Il est possible qu’on finisse, à force de le vouloir, par apercevoir de vagues images dans une boule en cristal. Ce sont les images que nous y plaçons sans nous en douter. Ce que nous prenons pour un tableau étranger se présentant à nous, n’est et ne peut être que la « projection » des figures créées à notre insu par notre cerveau.
Mais, dira-t-on, M. Waller ne pouvait pas imaginer les scènes auxquelles était mêlée la dame dont il est question. Ceci est donc vraiment merveilleux. En apparence, oui, mais nullement en réalité. Sans même s’en rendre compte, car des riens, des signes à peu près inappréciables, le docteur a pu « pressentir » la légèreté de la femme mariée qu'il connaissait et la conviction de sa mauvaise conduite s’est sans doute formée à son insu dans ce qu'on pourrait nommer l’arrière-atelier du cerveau.
Dès lors, enfermé au milieu de l'obscurité, il a cru voir et a « vu » les scènes qui se jouaient en lui-même. C’est une sorte d’hallucination. D'ailleurs placez vous en milieu absolument noir, fixez un point déterminé, et vous ne tarderez pas à remarquer des lueurs fugitives passant devant vos yeux. Or, ces lueurs n’existent pas, elles ne peuvent pas exister, et, néanmoins, vous les voyez.

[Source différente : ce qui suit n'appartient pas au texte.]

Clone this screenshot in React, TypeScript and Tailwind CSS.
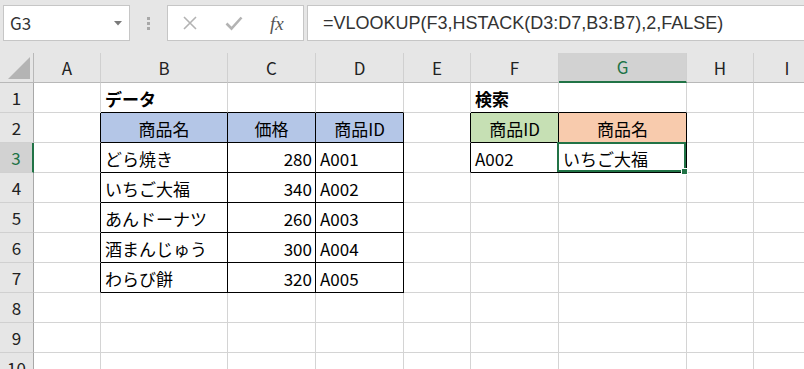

Les phénomènes des tables tournantes, dont se moquent les esprits superficiels, que les gens sérieux contestent et que les âmes simples attribuent à des êtres immatériels, procèdent de causes identiques.
Ils sont d’ordre matériel et intellectuel. Lorsque des personnes loyales, incapables de se duper les unes les autres, veulent faire « marcher » une table, cette table marche réellement. Il n’y a dans ces mouvement aucune origine surnaturelle. La vérité, c’est que nous dégageons des forces encore indéterminées, qui agissent sur le meuble et le font remuer.
Mais ces mêmes personnes honorables, me direz-vous, font « parler » la table. Celle-ci dit des choses qu’on pense et aussi des choses auxquelles on ne pensait pas. Pour les premières, la transmission s’explique fort naturellement. Nous dictons la réponse instinctivement Pour les secondes, nous nous imaginons que nous ne les pensions pas, tandis qu’elles vivaient au fond de notre cervelle d’une existence obscure qu’il nous est impossible de sentir.
Je suis convaincu que la science finira par établir ces vérités. Pour ma part, peut-être vous en donnerai-je avant longtemps une preuve des plus curieuses et absolument incontestable.